I guess no one saw the irony in cutting down real pine trees to make fake sunflowers. Or that a protest to demand clean air would use so much aerosol spray paint. But the real irony came when the Social Forum was over and it was time for the out-of-towners to leave for the next protest.
“What are you going to do with all this stuff?” we asked.
“Why don’t you just recycle it?” they said.
They left it all in The Yes Farm and split, leaving it for us to deal with. Now we had another pile of trash to clean up and nowhere for it to go. So while they were gallivanting off to the next good deed, that shit went into the incinerator and into our lungs.
This was the first time I heard, “I love it here! I think I’m going to move next summer.”
These folks who came to the United States Social Forum were well-intentioned. They, for lack of a better term, ‘gave a shit’ but were totally misguided in their approach. They came, they stirred the pot a little bit, they left, and that was that. Believing that they could make a difference in a weekend, they came and they left. At the end of the day it is staying power that holds the weight.
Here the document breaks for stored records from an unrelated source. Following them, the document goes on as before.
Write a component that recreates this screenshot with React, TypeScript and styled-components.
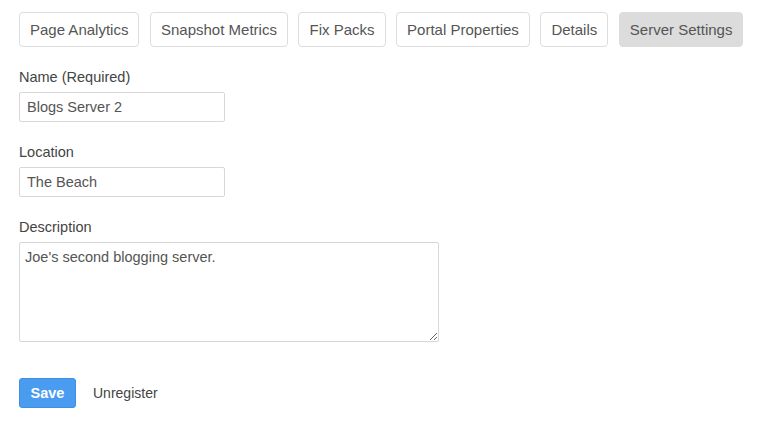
import React from "react";
import styled, { createGlobalStyle } from "styled-components";

const Global = createGlobalStyle`
  html, body { margin: 0; padding: 0; background: #fff; }
  body { font-family: "Liberation Sans", Arial, Helvetica, sans-serif; color: #555; }
  * { box-sizing: border-box; }
`;

const Page = styled.div`
  padding: 12px 19px 0;
`;

const Tabs = styled.nav`
  display: flex;
  gap: 10.6px;
`;

const Tab = styled.button<{ $active?: boolean }>`
  font-family: inherit;
  font-size: 15px;
  line-height: 20px;
  padding: 0 10px;
  height: 35px;
  color: #555;
  background: ${(p) => (p.$active ? "#dcdcdc" : "#fff")};
  border: 1px solid ${(p) => (p.$active ? "#dcdcdc" : "#dddddd")};
  border-radius: 4px;
  cursor: pointer;
  white-space: nowrap;
`;

const Form = styled.form`
  display: flex;
  flex-direction: column;
  margin-top: 20px;
`;

const Group = styled.div`
  display: flex;
  flex-direction: column;
  align-items: flex-start;
  margin-bottom: 20px;
`;

const Label = styled.label`
  font-size: 14.5px;
  line-height: 20px;
  color: #444;
  margin-bottom: 5px;
`;

const Input = styled.input`
  width: 206px;
  height: 30px;
  padding: 0 7px;
  font-family: inherit;
  font-size: 14.5px;
  color: #555;
  border: 1px solid #d8d8d8;
  border-radius: 2px;
  outline: none;
`;

const TextArea = styled.textarea`
  width: 420px;
  height: 100px;
  padding: 4px 5px;
  font-family: inherit;
  font-size: 14.5px;
  line-height: 20px;
  color: #555;
  border: 1px solid #d8d8d8;
  border-radius: 2px;
  outline: none;
`;

const Actions = styled.div`
  display: flex;
  align-items: center;
  margin-top: 16px;
  gap: 17px;
`;

const SaveButton = styled.button`
  height: 30px;
  width: 57px;
  padding: 0;
  font-family: inherit;
  font-size: 14.5px;
  font-weight: bold;
  color: #fff;
  background: #4a9cf0;
  border: 1px solid #3f90e2;
  border-radius: 3px;
  cursor: pointer;
`;

const LinkButton = styled.button`
  padding: 0;
  font-family: inherit;
  font-size: 14px;
  color: #444;
  background: none;
  border: none;
  cursor: pointer;
`;

const tabs = [
  "Page Analytics",
  "Snapshot Metrics",
  "Fix Packs",
  "Portal Properties",
  "Details",
  "Server Settings",
];

export default function App() {
  return (
    <Page>
      <Global />
      <Tabs>
        {tabs.map((t) => (
          <Tab key={t} $active={t === "Server Settings"}>
            {t}
          </Tab>
        ))}
      </Tabs>
      <Form onSubmit={(e) => e.preventDefault()}>
        <Group>
          <Label htmlFor="name">Name (Required)</Label>
          <Input id="name" defaultValue="Blogs Server 2" />
        </Group>
        <Group>
          <Label htmlFor="location">Location</Label>
          <Input id="location" defaultValue="The Beach" />
        </Group>
        <Group>
          <Label htmlFor="desc">Description</Label>
          <TextArea id="desc" defaultValue="Joe's second blogging server." />
        </Group>
        <Actions>
          <SaveButton type="submit">Save</SaveButton>
          <LinkButton type="button">Unregister</LinkButton>
        </Actions>
      </Form>
    </Page>
  );
}
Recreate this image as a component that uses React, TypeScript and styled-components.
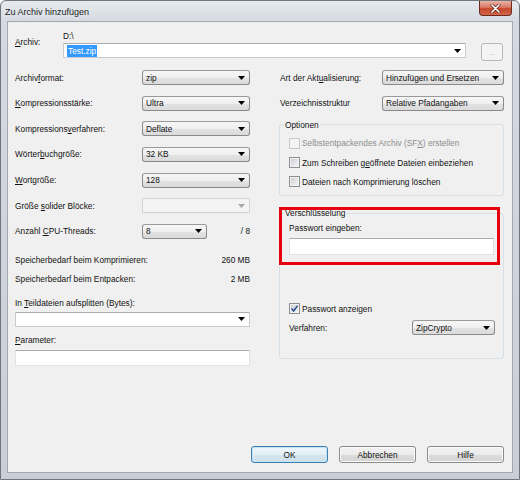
import React from "react";
import styled, { createGlobalStyle } from "styled-components";

const GlobalStyle = createGlobalStyle`
  html, body {
    margin: 0;
    padding: 0;
    background: #ffffff;
  }
  body {
    font-family: "Liberation Sans", Arial, sans-serif;
    font-size: 8.3px;
    color: #111;
  }
`;

const Window = styled.div`
  width: 520px;
  height: 480px;
  box-sizing: border-box;
  display: flex;
  flex-direction: column;
  border: 1px solid #6f767e;
  border-radius: 6px 6px 0 0;
  background: linear-gradient(180deg, #e6eaee 0px, #d4dae0 21px, #c8cfd6 100%);
  padding: 0 6px 6px 6px;
  overflow: hidden;
`;

const TitleBar = styled.div`
  height: 20px;
  margin: 0 -6px;
  display: flex;
  align-items: flex-start;
  justify-content: space-between;
`;

const Title = styled.div`
  font-size: 9px;
  line-height: 20px;
  padding: 1px 0 0 4px;
  color: #1a1a1a;
  text-shadow: 0 0 6px #ffffff;
`;

const CloseButton = styled.div`
  width: 33px;
  height: 15px;
  margin-right: 7px;
  box-sizing: border-box;
  border: 1px solid #6e2a1f;
  border-top: none;
  border-radius: 0 0 4px 4px;
  background: linear-gradient(180deg, #eab3a6 0%, #d97a64 45%, #c7462c 55%, #d2684a 100%);
  display: flex;
  align-items: center;
  justify-content: center;
`;

const Content = styled.div`
  flex: 1;
  background: #f0f0f0;
  border: 1px solid #a1a8b0;
  display: flex;
  flex-direction: column;
  padding: 7px 0 0 7px;
`;

const TopRow = styled.div`
  display: flex;
  align-items: flex-start;
`;

const ArchivLabel = styled.div`
  width: 48px;
  line-height: 10px;
  margin-top: 8px;
`;

const PathCol = styled.div`
  width: 403px;
  display: flex;
  flex-direction: column;
`;

const PathText = styled.div`
  line-height: 14px;
  height: 14px;
`;

const Selected = styled.span`
  background: #3399ff;
  color: #ffffff;
  padding: 1px 1px;
`;

const BrowseButton = styled.div`
  width: 22px;
  height: 18px;
  margin: 14px 0 0 15px;
  box-sizing: border-box;
  border: 1px solid #b5b9bd;
  border-radius: 3px;
  background: #f4f4f4;
  color: #a0a0a0;
  font-size: 7px;
  display: flex;
  align-items: center;
  justify-content: center;
`;

const Columns = styled.div`
  display: grid;
  grid-template-columns: 235px 225px;
  column-gap: 29px;
  align-items: start;
  margin-top: 9px;
`;

const Column = styled.div`
  display: flex;
  flex-direction: column;
`;

const FieldGrid = styled.div<{ $cols: string; $indent?: number }>`
  display: grid;
  grid-template-columns: ${(p) => p.$cols};
  grid-auto-rows: 15px;
  row-gap: 10.67px;
  align-items: center;
  padding-left: ${(p) => p.$indent ?? 0}px;
`;

const Label = styled.div<{ $disabled?: boolean }>`
  line-height: 12px;
  white-space: nowrap;
  color: ${(p) => (p.$disabled ? "#8e8e8e" : "#111")};
`;

type ComboKind = "list" | "edit" | "disabled";

const ComboBox = styled.div<{ $kind: ComboKind; $width?: number }>`
  width: ${(p) => (p.$width ? `${p.$width}px` : "100%")};
  height: 15px;
  box-sizing: border-box;
  display: flex;
  align-items: center;
  padding: 0 3px 0 3px;
  border: 1px solid
    ${(p) =>
      p.$kind === "list" ? "#8a8a8a" : p.$kind === "edit" ? "#c6cbd1" : "#d2d2d2"};
  border-top-color: ${(p) =>
    p.$kind === "list" ? "#9a9a9a" : p.$kind === "edit" ? "#abadb3" : "#d2d2d2"};
  border-radius: ${(p) => (p.$kind === "list" ? "3px" : "1px")};
  background: ${(p) =>
    p.$kind === "list"
      ? "linear-gradient(180deg, #f6f6f6 0%, #efefef 50%, #e3e3e3 51%, #dadada 100%)"
      : p.$kind === "edit"
        ? "#ffffff"
        : "#f4f4f4"};
`;

const ComboText = styled.div`
  flex: 1;
  line-height: 12px;
  white-space: nowrap;
  overflow: hidden;
`;

const ArrowIcon = styled.svg`
  flex: none;
  width: 7px;
  height: 4px;
  margin-right: 1px;
`;

const ThreadsCell = styled.div`
  display: flex;
  align-items: center;
  justify-content: space-between;
`;

const InfoBlock = styled.div`
  display: flex;
  flex-direction: column;
  gap: 5.5px;
  margin-top: 14px;
`;

const InfoRow = styled.div`
  display: flex;
  justify-content: space-between;
  line-height: 14px;
`;

const SmallLabel = styled.div<{ $gap: number }>`
  line-height: 14px;
  margin-top: ${(p) => p.$gap}px;
`;

const ComboSpacer = styled.div<{ $gap: number }>`
  margin-top: ${(p) => p.$gap}px;
`;

const TextField = styled.div<{ $height: number }>`
  height: ${(p) => p.$height}px;
  box-sizing: border-box;
  background: #ffffff;
  border: 1px solid #dfe3e8;
  border-top-color: #abadb3;
  border-left-color: #e2e3ea;
`;

const Group = styled.fieldset`
  margin: 0;
  padding: 0;
  min-width: 0;
  border: 1px solid #d5dfe5;
  border-radius: 3px;
`;

const GroupTitle = styled.legend`
  margin-left: 4px;
  padding: 0 1px;
  line-height: 14px;
  color: #111;
`;

const GroupBody = styled.div<{ $pad: string }>`
  padding: ${(p) => p.$pad};
  display: flex;
  flex-direction: column;
`;

const OptionsWrap = styled.div`
  margin-top: 7.3px;
`;

const CryptoWrap = styled.div`
  position: relative;
  margin-top: 10px;
`;

const Highlight = styled.div`
  position: absolute;
  top: 1px;
  left: 0;
  width: 221px;
  height: 58px;
  box-sizing: border-box;
  border: 3px solid #e8000a;
  pointer-events: none;
`;

const CheckRow = styled.div<{ $disabled?: boolean }>`
  display: flex;
  align-items: center;
  gap: 2px;
  height: 19.3px;
  color: ${(p) => (p.$disabled ? "#8e8e8e" : "#111")};
`;

const CheckBox = styled.div<{ $disabled?: boolean }>`
  width: 11px;
  height: 11px;
  box-sizing: border-box;
  flex: none;
  display: flex;
  align-items: center;
  justify-content: center;
  border: 1px solid ${(p) => (p.$disabled ? "#c8c8c8" : "#8e8f8f")};
  box-shadow: inset 0 0 0 1px ${(p) => (p.$disabled ? "#f4f4f4" : "#f2f2f2")};
  background: ${(p) =>
    p.$disabled ? "#f4f4f4" : "linear-gradient(135deg, #c9ccd1 0%, #e6e7e9 60%, #f7f7f7 100%)"};
`;

const PasswordField = styled(TextField)`
  margin-top: 4px;
`;

const ShowRow = styled(CheckRow)`
  margin-top: 44px;
`;

const MethodRow = styled.div`
  display: grid;
  grid-template-columns: 123px 83px;
  align-items: center;
  height: 15px;
  margin-top: 2px;
`;

const Footer = styled.div`
  margin-top: auto;
  display: flex;
  justify-content: flex-end;
  gap: 11px;
  padding: 0 8px 9px 0;
`;

const Button = styled.div<{ $default?: boolean }>`
  width: 77px;
  height: 17px;
  box-sizing: border-box;
  display: flex;
  align-items: center;
  justify-content: center;
  border: 1px solid ${(p) => (p.$default ? "#3c7fb1" : "#8a8a8a")};
  border-radius: 3px;
  box-shadow: inset 0 0 0 1px ${(p) => (p.$default ? "#c4e5f6" : "#fbfbfb")};
  background: ${(p) =>
    p.$default
      ? "linear-gradient(180deg, #eef6fb 0%, #e4eff6 50%, #d6e6f0 51%, #cfe0eb 100%)"
      : "linear-gradient(180deg, #f2f2f2 0%, #ebebeb 50%, #dddddd 51%, #d2d2d2 100%)"};
  color: #111;
`;

const Arrow: React.FC<{ color?: string }> = ({ color = "#000" }) => (
  <ArrowIcon viewBox="0 0 7 4">
    <polygon points="0,0 7,0 3.5,4" fill={color} />
  </ArrowIcon>
);

const Combo: React.FC<{ kind?: ComboKind; width?: number; children?: React.ReactNode }> = ({
  kind = "list",
  width,
  children,
}) => (
  <ComboBox $kind={kind} $width={width}>
    <ComboText>{children}</ComboText>
    <Arrow color={kind === "disabled" ? "#a6a6a6" : "#000"} />
  </ComboBox>
);

const Check: React.FC<{ checked?: boolean; disabled?: boolean }> = ({ checked, disabled }) => (
  <CheckBox $disabled={disabled}>
    {checked && (
      <svg width="9" height="9" viewBox="0 0 9 9">
        <path d="M1.5 4.6 L3.6 7 L7.6 1.6" fill="none" stroke="#2b4b8e" strokeWidth="1.5" />
      </svg>
    )}
  </CheckBox>
);

export default function App() {
  return (
    <>
      <GlobalStyle />
      <Window>
        <TitleBar>
          <Title>Zu Archiv hinzufügen</Title>
          <CloseButton>
            <svg width="11" height="9" viewBox="0 0 11 9">
              <path d="M2 1 L9 8 M9 1 L2 8" stroke="#5b1d12" strokeWidth="3" strokeLinecap="round" />
              <path d="M2 1 L9 8 M9 1 L2 8" stroke="#ffffff" strokeWidth="1.7" strokeLinecap="round" />
            </svg>
          </CloseButton>
        </TitleBar>
        <Content>
          <TopRow>
            <ArchivLabel>
              <u>A</u>rchiv:
            </ArchivLabel>
            <PathCol>
              <PathText>D:\</PathText>
              <Combo kind="edit">
                <Selected>Test.zip</Selected>
              </Combo>
            </PathCol>
            <BrowseButton>...</BrowseButton>
          </TopRow>

          <Columns>
            <Column>
              <FieldGrid $cols="127px 108px">
                <Label>
                  Archiv<u>f</u>ormat:
                </Label>
                <Combo>zip</Combo>
                <Label>
                  <u>K</u>ompressionsstärke:
                </Label>
                <Combo>Ultra</Combo>
                <Label>
                  Kompressions<u>v</u>erfahren:
                </Label>
                <Combo>Deflate</Combo>
                <Label>
                  Wörter<u>b</u>uchgröße:
                </Label>
                <Combo>32 KB</Combo>
                <Label>
                  <u>W</u>ortgröße:
                </Label>
                <Combo>128</Combo>
                <Label>
                  Größe <u>s</u>olider Blöcke:
                </Label>
                <Combo kind="disabled" />
                <Label>
                  Anzahl <u>C</u>PU-Threads:
                </Label>
                <ThreadsCell>
                  <Combo width={65}>8</Combo>
                  <Label>/ 8</Label>
                </ThreadsCell>
              </FieldGrid>

              <InfoBlock>
                <InfoRow>
                  <span>Speicherbedarf beim Komprimieren:</span>
                  <span>260 MB</span>
                </InfoRow>
                <InfoRow>
                  <span>Speicherbedarf beim Entpacken:</span>
                  <span>2 MB</span>
                </InfoRow>
              </InfoBlock>

              <SmallLabel $gap={9.5}>
                In <u>T</u>eildateien aufsplitten (Bytes):
              </SmallLabel>
              <ComboSpacer $gap={2}>
                <Combo kind="edit" />
              </ComboSpacer>

              <SmallLabel $gap={6}>
                <u>P</u>arameter:
              </SmallLabel>
              <ComboSpacer $gap={3}>
                <TextField $height={16} />
              </ComboSpacer>
            </Column>

            <Column>
              <FieldGrid $cols="102px 122px" $indent={1}>
                <Label>
                  Art der Akt<u>u</u>alisierung:
                </Label>
                <Combo>Hinzufügen und Ersetzen</Combo>
                <Label>Verzeichnisstruktur</Label>
                <Combo>Relative Pfadangaben</Combo>
              </FieldGrid>

              <OptionsWrap>
                <Group>
                  <GroupTitle>Optionen</GroupTitle>
                  <GroupBody $pad="1.7px 9px 3.5px 9px">
                    <CheckRow $disabled>
                      <Check disabled />
                      <span>
                        Selbstentpackendes Archiv (SF<u>X</u>) erstellen
                      </span>
                    </CheckRow>
                    <CheckRow>
                      <Check />
                      <span>
                        Zum Schreiben g<u>e</u>öffnete Dateien einbeziehen
                      </span>
                    </CheckRow>
                    <CheckRow>
                      <Check />
                      <span>Dateien nach Komprimierung löschen</span>
                    </CheckRow>
                  </GroupBody>
                </Group>
              </OptionsWrap>

              <CryptoWrap>
                <Group>
                  <GroupTitle>Verschlüsselung</GroupTitle>
                  <GroupBody $pad="2px 9px 23px 9px">
                    <Label>Passwort eingeben:</Label>
                    <PasswordField $height={17} />
                    <ShowRow>
                      <Check checked />
                      <span>Passwort anzeigen</span>
                    </ShowRow>
                    <MethodRow>
                      <Label>Verfahren:</Label>
                      <Combo>ZipCrypto</Combo>
                    </MethodRow>
                  </GroupBody>
                </Group>
                <Highlight />
              </CryptoWrap>
            </Column>
          </Columns>

          <Footer>
            <Button $default>OK</Button>
            <Button>Abbrechen</Button>
            <Button>Hilfe</Button>
          </Footer>
        </Content>
      </Window>
    </>
  );
}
It can be viewed as and cloaked in self-righteousness but it is those who plant roots who are the ones who get to reap their labor.
I used to encourage anyone with a pulse to move to Cleveland. I’d say “the rent is cheap! the food is great! and the people are friendly!” I have changed my tune in the past year or two. I have seen people who were totally comfortable living in the suburbs – where I grew up mind you – now all of a sudden excited about living DOWNTOWN!!! Now more than ever, people who have not been exposed to ethnic or economic diversity are entering neighborhoods and making off the cuff assumptions that are both patronizing and reflective of the colonizing mindset that most gentrifiers unknowingly carry with them. I will hear people talking about how ‘ghetto’ it is – or was a couple years back – and how they cannot wait for the newest wave of 200 lofts to come online. Economic promise to most folks in Cleveland is seen most clearly in our current downtown occupancy rate of 96%. What is missing from this equation is that not everyone wins in this scenario, its a rising tide that lifts only some of the boats while washing others over.
I sing a different tune now, I see 96% occupancy in downtown Cleveland and, sure, its great for the cities core – no one has lived there in years – but it is a scary prospect for its surrounding neighborhoods. We may have some of the highest rates of foreclosures and vacancy in the nation but we also have proud neighborhoods with identities characterized by the residents who live there and have lived there. With luxury loft apartments coming online at a record setting pace I wonder if the West Side Market vendors will even be able to afford to live in Ohio City or if the ancestors of Italian immigrants will be able to continue to call Little Italy their home. I wonder why my fair city is spending $330 million on a highway going directly through some of Cleveland’s most vulnerable neighborhoods, as if urban renewal worked out well the first time around. I wonder why we prioritize the needs of “professional” sports teams over and above the well-known needs of our community. I don’t want ‘just anyone’ moving to Cleveland. I want people who are critical; who think about economics, the planet and their relationship to these things differently than most. I want people who are willing to get their hands dirty, meet people they normally wouldn’t, and folks who are okay with being uncomfortable.
Our problems are vast but I firmly believe that the solutions to all of our problems are already here – in one shape or another, we don’t need another study to tell us what we already know. We are our own worst enemy and our only hope. To borrow a quote from our pal Drew Philip, ““We want things to flourish, but we want them to have roots.”